Earlier this month, Troy-based startup, Autobooks, closed a Series A funding round led by Draper Triangle with Baird Capital, Detroit Venture Partners, and Invest Michigan. The company expects to double its number of employees and open an office in one of the most popular cities on the rise – Detroit. To learn more about the company’s growth and plans, we reached out to Autobooks CEO and Co-Founder, Steve Robert.
Before we jump into the specifics of the recent financing announcement, can you provide background on Autobooks?
Autobooks is a SMB cash management platform that brings together much-needed tools for small businesses. We have bundled receivables, payables, payments AND accounting and directly integrated it into many Internet Banking platforms, making it easy for a financial institution to offer these highly valuable services to their SMB customers. Put differently, if you are familiar with your banks “bill pay” – where they’ve made it easy to pay bills and move money OUT of your account, Autobooks helps businesses send invoices and bring money INTO your account.
What is the core problem Autobooks solves?
Small businesses lack simple tools to help them run their business and most importantly manage cash flow. Today, a small business must use several tools to solve individual problems; they must find them, learn them, and pay for them separately and they weren’t designed to work together. Autobooks changes that, everything you need to run your business, for one fee, from one place – your primary financial institution.
Why did you decide to start the company?
When building our prior business, Billhighway, we observed first hand how transformational cash management tools could be. Our customers had similar challenges: part-time staff, lack of time and antiquated tools. With Autobooks, we bring similar tools down market to help serve small businesses – without the intimidation factor or learning curve typically associated with accounting systems. If you can send an invoice and pay a bill, Autobooks can help you achieve accounting – to run a better business. There are over 30M small businesses in the US alone, and 80% are not currently using a cash-management system. Many of these businesses are still using checks, desktop software, and file cabinets – we’re going to help them build better, modern and thriving businesses.
What is the number of employees at Autobooks?
We currently have nine employees and expect to have approximately 25 by year end.
Autobooks is located in Troy, Michigan and you worked with Michigan-based investors for your recent funding round – why did you decide to build the company here?
We’re Michigan natives; it was an easy decision. Before we spoke to national investors, we started here first. With growing interest in the fintech community, geography isn’t an issue, and we aim to demonstrate that innovative, high-growth businesses can be built anywhere – especially in Michigan!
How will the recent venture capital financing be used to build Autobooks?
Recent funding really helps us expand our operations and distribution partnerships. We’ve built a tremendous backlog, and with many more customers coming online, we need to build out more capacity. We’re technologists, so much of our application and service offering can be automated; however, it’s important we give our customers, and their customers ‘high-touch’ – exceeding expectations on all fronts.

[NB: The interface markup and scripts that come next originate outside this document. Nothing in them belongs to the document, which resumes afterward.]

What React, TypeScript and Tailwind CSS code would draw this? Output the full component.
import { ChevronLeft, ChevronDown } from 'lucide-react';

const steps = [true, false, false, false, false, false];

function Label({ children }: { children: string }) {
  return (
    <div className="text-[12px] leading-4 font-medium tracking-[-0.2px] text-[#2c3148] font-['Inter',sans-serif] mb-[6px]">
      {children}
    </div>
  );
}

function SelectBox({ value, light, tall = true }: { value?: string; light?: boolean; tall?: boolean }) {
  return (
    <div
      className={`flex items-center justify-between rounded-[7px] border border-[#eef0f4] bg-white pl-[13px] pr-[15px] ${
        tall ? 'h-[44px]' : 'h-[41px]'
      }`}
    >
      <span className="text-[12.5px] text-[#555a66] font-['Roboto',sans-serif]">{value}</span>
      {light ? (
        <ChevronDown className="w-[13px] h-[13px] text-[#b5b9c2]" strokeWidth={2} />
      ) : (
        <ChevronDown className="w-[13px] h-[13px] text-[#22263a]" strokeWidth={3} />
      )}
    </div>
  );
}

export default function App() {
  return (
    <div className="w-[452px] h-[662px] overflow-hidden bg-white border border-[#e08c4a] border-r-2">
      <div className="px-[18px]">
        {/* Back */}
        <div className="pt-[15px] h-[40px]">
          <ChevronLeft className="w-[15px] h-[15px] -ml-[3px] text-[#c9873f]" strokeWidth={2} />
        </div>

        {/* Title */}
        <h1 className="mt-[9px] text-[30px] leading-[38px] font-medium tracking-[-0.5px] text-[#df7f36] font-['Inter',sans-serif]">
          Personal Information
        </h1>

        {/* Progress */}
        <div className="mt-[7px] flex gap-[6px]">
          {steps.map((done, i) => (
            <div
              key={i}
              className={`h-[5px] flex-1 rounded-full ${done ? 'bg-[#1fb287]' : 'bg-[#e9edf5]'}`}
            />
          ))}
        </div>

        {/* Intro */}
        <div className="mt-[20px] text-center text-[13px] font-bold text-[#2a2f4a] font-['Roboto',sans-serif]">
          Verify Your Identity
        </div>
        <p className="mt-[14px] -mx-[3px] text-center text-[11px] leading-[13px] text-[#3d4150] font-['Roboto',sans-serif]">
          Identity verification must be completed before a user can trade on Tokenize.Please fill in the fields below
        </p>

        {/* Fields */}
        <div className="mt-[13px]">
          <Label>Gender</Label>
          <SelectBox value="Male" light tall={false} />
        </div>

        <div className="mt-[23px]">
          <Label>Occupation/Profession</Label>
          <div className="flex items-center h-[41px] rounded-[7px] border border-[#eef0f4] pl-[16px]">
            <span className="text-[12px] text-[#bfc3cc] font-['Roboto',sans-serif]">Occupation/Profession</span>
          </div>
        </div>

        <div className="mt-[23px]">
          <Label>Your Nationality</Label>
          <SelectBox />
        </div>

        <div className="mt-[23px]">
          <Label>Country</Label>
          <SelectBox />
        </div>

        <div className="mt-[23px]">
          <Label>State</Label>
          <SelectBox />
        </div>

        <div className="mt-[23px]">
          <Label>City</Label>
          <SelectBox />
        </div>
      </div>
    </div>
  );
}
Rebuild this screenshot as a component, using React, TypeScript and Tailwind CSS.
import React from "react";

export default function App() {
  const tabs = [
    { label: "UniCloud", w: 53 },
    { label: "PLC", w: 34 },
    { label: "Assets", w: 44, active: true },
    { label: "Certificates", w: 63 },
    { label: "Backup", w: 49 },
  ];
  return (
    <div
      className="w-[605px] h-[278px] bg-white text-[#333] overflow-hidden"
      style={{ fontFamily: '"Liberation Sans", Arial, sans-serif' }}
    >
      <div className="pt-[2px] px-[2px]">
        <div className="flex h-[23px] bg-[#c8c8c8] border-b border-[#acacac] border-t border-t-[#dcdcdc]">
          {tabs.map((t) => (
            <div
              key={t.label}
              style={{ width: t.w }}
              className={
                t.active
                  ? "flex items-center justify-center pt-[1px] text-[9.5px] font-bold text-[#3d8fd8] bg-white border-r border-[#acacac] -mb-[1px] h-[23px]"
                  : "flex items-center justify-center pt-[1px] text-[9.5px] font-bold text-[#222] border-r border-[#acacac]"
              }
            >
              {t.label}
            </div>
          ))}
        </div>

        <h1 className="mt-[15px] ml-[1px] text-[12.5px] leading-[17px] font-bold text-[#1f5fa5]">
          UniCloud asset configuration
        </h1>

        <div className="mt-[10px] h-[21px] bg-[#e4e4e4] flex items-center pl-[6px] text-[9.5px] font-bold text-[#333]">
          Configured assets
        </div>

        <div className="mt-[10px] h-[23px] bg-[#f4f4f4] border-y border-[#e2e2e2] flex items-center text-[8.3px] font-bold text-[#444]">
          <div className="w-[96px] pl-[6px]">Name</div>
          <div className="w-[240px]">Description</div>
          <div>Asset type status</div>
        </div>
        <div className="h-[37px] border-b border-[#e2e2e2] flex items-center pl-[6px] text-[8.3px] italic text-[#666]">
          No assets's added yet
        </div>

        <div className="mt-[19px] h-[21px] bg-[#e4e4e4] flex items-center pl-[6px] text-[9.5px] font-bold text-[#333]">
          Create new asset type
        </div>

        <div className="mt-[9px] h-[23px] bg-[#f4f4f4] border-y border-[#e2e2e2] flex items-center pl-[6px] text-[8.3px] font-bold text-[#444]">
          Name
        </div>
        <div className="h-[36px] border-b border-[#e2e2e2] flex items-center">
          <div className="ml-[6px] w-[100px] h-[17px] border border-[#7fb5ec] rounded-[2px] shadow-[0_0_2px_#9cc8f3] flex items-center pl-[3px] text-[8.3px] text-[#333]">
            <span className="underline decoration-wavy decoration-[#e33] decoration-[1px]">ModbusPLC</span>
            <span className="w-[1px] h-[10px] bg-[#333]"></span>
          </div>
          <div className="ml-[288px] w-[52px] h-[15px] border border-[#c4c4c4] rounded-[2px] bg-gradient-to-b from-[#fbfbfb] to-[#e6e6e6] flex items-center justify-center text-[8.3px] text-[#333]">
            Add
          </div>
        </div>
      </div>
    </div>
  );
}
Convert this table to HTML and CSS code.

What do you think is a trend to watch regarding the startup community in Michigan?
Probably the same trend as we’re observing in industry – partnerships. Density and collaboration can help compress learning cycles and materialize opportunities faster. Sharing resources, connections, and technology should help give our region an unfair advantage. We just need to keep pushing for inclusion in the startup ecosystem and encourage more experienced operators and investors to devote time, coach and mentor the high-potential entrepreneurs we have in our community.
What’s next for Autobooks, down the road?
First, we’re hiring, over-achievers – apply within! Next, we’ll be looking to open up a Detroit office and expand nationally soon thereafter. This is a business that can scale quickly, we’re in the early innings, and for now, that requires a certain discipline to lay the foundation for a business that can sustain itself through future growth cycles.